* Exercise goal: In your copy, include every line of the listing below exactly but none of the pictures.

[begin Given data]

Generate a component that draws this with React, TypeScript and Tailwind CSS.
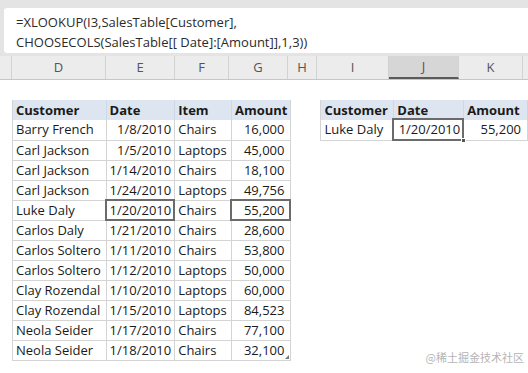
import React from "react";

type Row = [string, string, string, string];

const rows: Row[] = [
  ["Barry French", "1/8/2010", "Chairs", "16,000"],
  ["Carl Jackson", "1/5/2010", "Laptops", "45,000"],
  ["Carl Jackson", "1/14/2010", "Chairs", "18,100"],
  ["Carl Jackson", "1/24/2010", "Laptops", "49,756"],
  ["Luke Daly", "1/20/2010", "Chairs", "55,200"],
  ["Carlos Daly", "1/21/2010", "Chairs", "28,600"],
  ["Carlos Soltero", "1/11/2010", "Chairs", "53,800"],
  ["Carlos Soltero", "1/12/2010", "Laptops", "50,000"],
  ["Clay Rozendal", "1/10/2010", "Laptops", "60,000"],
  ["Clay Rozendal", "1/15/2010", "Laptops", "84,523"],
  ["Neola Seider", "1/17/2010", "Chairs", "77,100"],
  ["Neola Seider", "1/18/2010", "Chairs", "32,100"],
];

const sheetCols = [
  { label: "D", w: "w-[94px]" },
  { label: "E", w: "w-[69px]" },
  { label: "F", w: "w-[54px]" },
  { label: "G", w: "w-[59px]" },
  { label: "H", w: "w-[29px]" },
  { label: "I", w: "w-[72px]" },
  { label: "J", w: "w-[70px]" },
  { label: "K", w: "w-[64px]" },
];

const cell = "h-[20px] border-b border-r border-[#d4d4d4] px-[3px] leading-[19px] whitespace-nowrap";
const head = "h-[20px] border-r border-[#cfd8e6] bg-[#dde5f0] px-[3px] leading-[19px] font-bold text-left";

// thick grey box drawn over the active cell
const Picked = ({ handle = false }: { handle?: boolean }) => (
  <span className="absolute -left-[2px] -top-[2px] -right-[1px] -bottom-[1px] border-2 border-[#6b6b6b]">
    {handle && <span className="absolute -right-[4px] -bottom-[4px] w-[5px] h-[5px] bg-[#555] border border-white" />}
  </span>
);

export default function App() {
  return (
    <div className="w-[528px] h-[373px] bg-white overflow-hidden font-['Open_Sans','Noto_Sans',sans-serif] text-[13px] text-[#1a1a1a]">
      {/* formula bar */}
      <div className="bg-[#e4e4e4] pt-[8px] pl-[4px] pb-[3px]">
        <div className="bg-white rounded-l-[3px] h-[45px] pl-[12px] pt-[4px] text-[13px] leading-[20px] text-[#2b2b2b]">
          <div>=XLOOKUP(I3,SalesTable[Customer],</div>
          <div>CHOOSECOLS(SalesTable[[ Date]:[Amount]],1,3))</div>
        </div>
      </div>

      {/* column letters */}
      <div className="flex h-[24px] bg-[#ececec] border-b border-[#c6c6c6] text-[#555] text-[13px]">
        <div className="w-[12px] border-r border-[#d2d2d2]" />
        {sheetCols.map((c) => (
          <div
            key={c.label}
            className={`${c.w} flex items-center justify-center border-r border-[#d2d2d2] ${
              c.label === "J" ? "bg-[#d6d6d6] border-b-2 border-b-[#5a5a5a]" : ""
            }`}
          >
            {c.label}
          </div>
        ))}
      </div>

      <div className="flex pt-[20px] pl-[12px]">
        <table className="border-collapse table-fixed border-l border-[#d4d4d4]">
          <colgroup>
            <col className="w-[94px]" />
            <col className="w-[68px]" />
            <col className="w-[57px]" />
            <col className="w-[57px]" />
          </colgroup>
          <thead>
            <tr>
              <th className={head}>Customer</th>
              <th className={head}>Date</th>
              <th className={head}>Item</th>
              <th className={`${head} border-r-[#d4d4d4]`}>Amount</th>
            </tr>
          </thead>
          <tbody>
            {rows.map((r, i) => (
              <tr key={i}>
                <td className={cell}>{r[0]}</td>
                <td className={`${cell} text-right relative`}>
                  {r[1]}
                  {i === 4 && <Picked />}
                </td>
                <td className={cell}>{r[2]}</td>
                <td className={`${cell} text-right pr-[6px] relative`}>
                  {r[3]}
                  {i === 4 && <Picked />}
                  {i === rows.length - 1 && (
                    <span className="absolute right-[1px] bottom-[1px] w-0 h-0 border-l-[4px] border-l-transparent border-b-[4px] border-b-[#777]" />
                  )}
                </td>
              </tr>
            ))}
          </tbody>
        </table>

        <table className="ml-[29px] self-start border-collapse table-fixed border-l border-[#d4d4d4]">
          <colgroup>
            <col className="w-[73px]" />
            <col className="w-[70px]" />
            <col className="w-[64px]" />
          </colgroup>
          <thead>
            <tr>
              <th className={head}>Customer</th>
              <th className={head}>Date</th>
              <th className={`${head} border-r-[#d4d4d4]`}>Amount</th>
            </tr>
          </thead>
          <tbody>
            <tr>
              <td className={cell}>Luke Daly</td>
              <td className={`${cell} text-right relative`}>
                1/20/2010
                <Picked handle />
              </td>
              <td className={`${cell} text-right pr-[6px]`}>55,200</td>
            </tr>
          </tbody>
        </table>
      </div>

      <div className="flex justify-end pr-[4px] -mt-[11px] text-[11px] leading-[14px] text-[#b5b5b5] font-['Noto_Sans_CJK_SC',sans-serif]">
        @稀土掘金技术社区
      </div>
    </div>
  );
}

[end Given data]

* Completed exercise:
Generate a component that draws this with React, TypeScript and Tailwind CSS.
import React from "react";

type Row = [string, string, string, string];

const rows: Row[] = [
  ["Barry French", "1/8/2010", "Chairs", "16,000"],
  ["Carl Jackson", "1/5/2010", "Laptops", "45,000"],
  ["Carl Jackson", "1/14/2010", "Chairs", "18,100"],
  ["Carl Jackson", "1/24/2010", "Laptops", "49,756"],
  ["Luke Daly", "1/20/2010", "Chairs", "55,200"],
  ["Carlos Daly", "1/21/2010", "Chairs", "28,600"],
  ["Carlos Soltero", "1/11/2010", "Chairs", "53,800"],
  ["Carlos Soltero", "1/12/2010", "Laptops", "50,000"],
  ["Clay Rozendal", "1/10/2010", "Laptops", "60,000"],
  ["Clay Rozendal", "1/15/2010", "Laptops", "84,523"],
  ["Neola Seider", "1/17/2010", "Chairs", "77,100"],
  ["Neola Seider", "1/18/2010", "Chairs", "32,100"],
];

const sheetCols = [
  { label: "D", w: "w-[94px]" },
  { label: "E", w: "w-[69px]" },
  { label: "F", w: "w-[54px]" },
  { label: "G", w: "w-[59px]" },
  { label: "H", w: "w-[29px]" },
  { label: "I", w: "w-[72px]" },
  { label: "J", w: "w-[70px]" },
  { label: "K", w: "w-[64px]" },
];

const cell = "h-[20px] border-b border-r border-[#d4d4d4] px-[3px] leading-[19px] whitespace-nowrap";
const head = "h-[20px] border-r border-[#cfd8e6] bg-[#dde5f0] px-[3px] leading-[19px] font-bold text-left";

// thick grey box drawn over the active cell
const Picked = ({ handle = false }: { handle?: boolean }) => (
  <span className="absolute -left-[2px] -top-[2px] -right-[1px] -bottom-[1px] border-2 border-[#6b6b6b]">
    {handle && <span className="absolute -right-[4px] -bottom-[4px] w-[5px] h-[5px] bg-[#555] border border-white" />}
  </span>
);

export default function App() {
  return (
    <div className="w-[528px] h-[373px] bg-white overflow-hidden font-['Open_Sans','Noto_Sans',sans-serif] text-[13px] text-[#1a1a1a]">
      {/* formula bar */}
      <div className="bg-[#e4e4e4] pt-[8px] pl-[4px] pb-[3px]">
        <div className="bg-white rounded-l-[3px] h-[45px] pl-[12px] pt-[4px] text-[13px] leading-[20px] text-[#2b2b2b]">
          <div>=XLOOKUP(I3,SalesTable[Customer],</div>
          <div>CHOOSECOLS(SalesTable[[ Date]:[Amount]],1,3))</div>
        </div>
      </div>

      {/* column letters */}
      <div className="flex h-[24px] bg-[#ececec] border-b border-[#c6c6c6] text-[#555] text-[13px]">
        <div className="w-[12px] border-r border-[#d2d2d2]" />
        {sheetCols.map((c) => (
          <div
            key={c.label}
            className={`${c.w} flex items-center justify-center border-r border-[#d2d2d2] ${
              c.label === "J" ? "bg-[#d6d6d6] border-b-2 border-b-[#5a5a5a]" : ""
            }`}
          >
            {c.label}
          </div>
        ))}
      </div>

      <div className="flex pt-[20px] pl-[12px]">
        <table className="border-collapse table-fixed border-l border-[#d4d4d4]">
          <colgroup>
            <col className="w-[94px]" />
            <col className="w-[68px]" />
            <col className="w-[57px]" />
            <col className="w-[57px]" />
          </colgroup>
          <thead>
            <tr>
              <th className={head}>Customer</th>
              <th className={head}>Date</th>
              <th className={head}>Item</th>
              <th className={`${head} border-r-[#d4d4d4]`}>Amount</th>
            </tr>
          </thead>
          <tbody>
            {rows.map((r, i) => (
              <tr key={i}>
                <td className={cell}>{r[0]}</td>
                <td className={`${cell} text-right relative`}>
                  {r[1]}
                  {i === 4 && <Picked />}
                </td>
                <td className={cell}>{r[2]}</td>
                <td className={`${cell} text-right pr-[6px] relative`}>
                  {r[3]}
                  {i === 4 && <Picked />}
                  {i === rows.length - 1 && (
                    <span className="absolute right-[1px] bottom-[1px] w-0 h-0 border-l-[4px] border-l-transparent border-b-[4px] border-b-[#777]" />
                  )}
                </td>
              </tr>
            ))}
          </tbody>
        </table>

        <table className="ml-[29px] self-start border-collapse table-fixed border-l border-[#d4d4d4]">
          <colgroup>
            <col className="w-[73px]" />
            <col className="w-[70px]" />
            <col className="w-[64px]" />
          </colgroup>
          <thead>
            <tr>
              <th className={head}>Customer</th>
              <th className={head}>Date</th>
              <th className={`${head} border-r-[#d4d4d4]`}>Amount</th>
            </tr>
          </thead>
          <tbody>
            <tr>
              <td className={cell}>Luke Daly</td>
              <td className={`${cell} text-right relative`}>
                1/20/2010
                <Picked handle />
              </td>
              <td className={`${cell} text-right pr-[6px]`}>55,200</td>
            </tr>
          </tbody>
        </table>
      </div>

      <div className="flex justify-end pr-[4px] -mt-[11px] text-[11px] leading-[14px] text-[#b5b5b5] font-['Noto_Sans_CJK_SC',sans-serif]">
        @稀土掘金技术社区
      </div>
    </div>
  );
}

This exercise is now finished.